The accuracy of a taper hole is tested by a taper hol is tested by a taper limit gauge illustrated in the figure. This has two check lines “go” and “no go” each at a certain distance from the end face. The “go” portion corresponds to the minimum and the “no go” to the maximum dimension.

13. Thread Gauges

Thread (pitch diameter of thread ) are checked with threads gauges. For checking internal threads (nuts, bushes, etc. ) Plug thread gauges are used, while for checking external threads (screws, bolts ) ring thread gauges or snap gauges are used. Single- piece thread gauges serve for measuring small diameter. For large diameters the gauges are made with removable plug machined with a tang. Standard gauges are made single- piece.

Common types of thread gauges are illustrated in the figure :

Standard plug gauges : It may be made of various kinds

  1. Plug gauge with only threaded portion
  2. Threaded portion on on one end and plane cylindrical plug on the opposite end to give correct “core” diameter
  3. Thread gauge with core and full diameters.

Limit plug gauges : It have a long thread section on the “go” end and a short- thread section on the “no go” end to correspond to the minimum and maximum limits respectively.

Roller ring gauges : Similarly have “go” and “no go” ends. They also be solid and adjustable

Roller snap gauges : Roller snap gauges are often used in production practice for measuring external threads. They comprise a body, two paired “go” rollers and two paired “no go” rollers.

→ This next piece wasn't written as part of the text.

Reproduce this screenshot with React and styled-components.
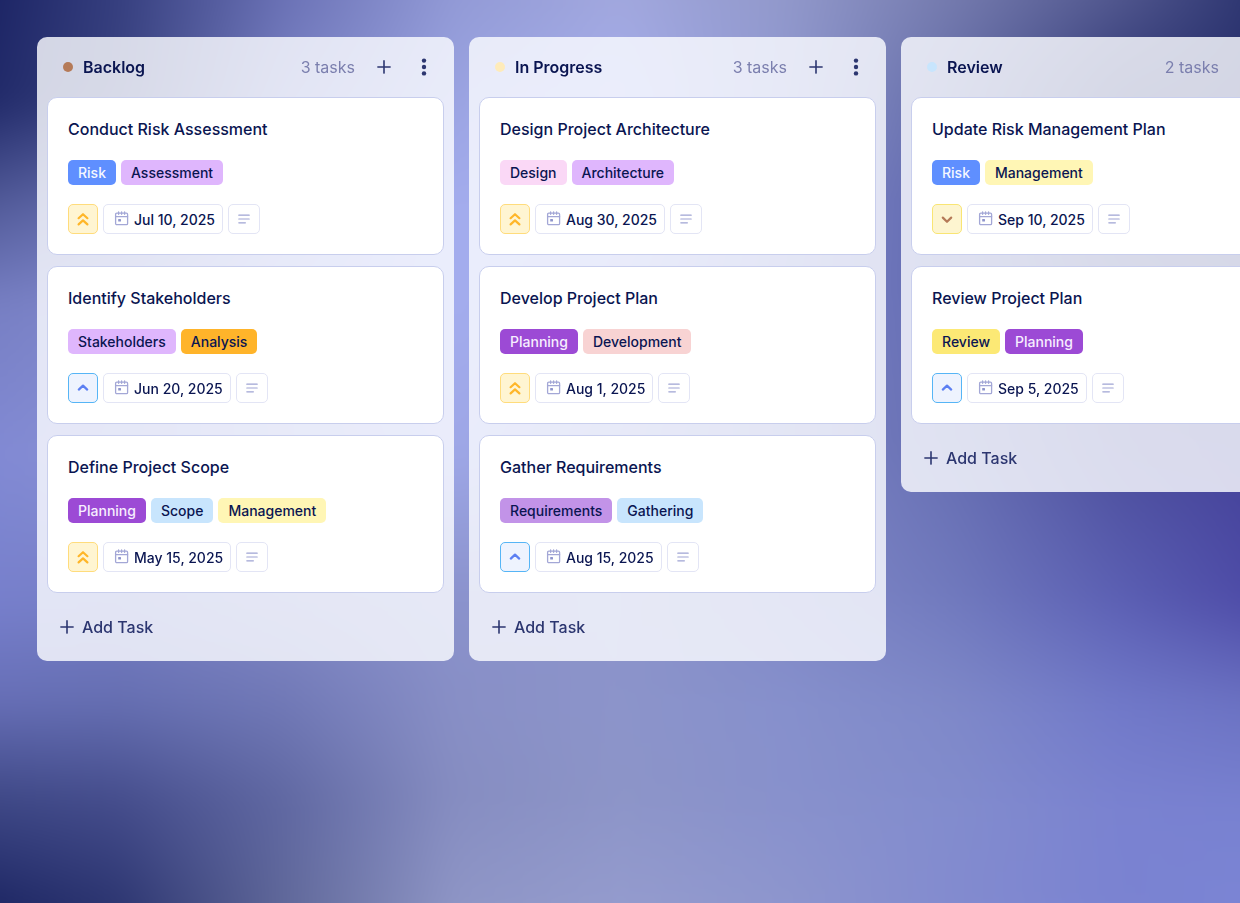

Taper thread gauges : are used for checking taper threads. The ring thread gauges (taper) are made in two varieties – rigid (non adjustable ) and adjustable. The “go” non-adjustable ring gauges are full threaded while the “no go” have truncated thread profile.

14. Form gauges

Form gauges may be used to check the contour of a profile of a workpiece for conformance to certain shape or form specifications.

Template gauge

Form gauges that are made from sheet steel are called profile or template gauge. A profile gauges may contain two outlines that represent the limits within which a profile must lie as shown in the figure.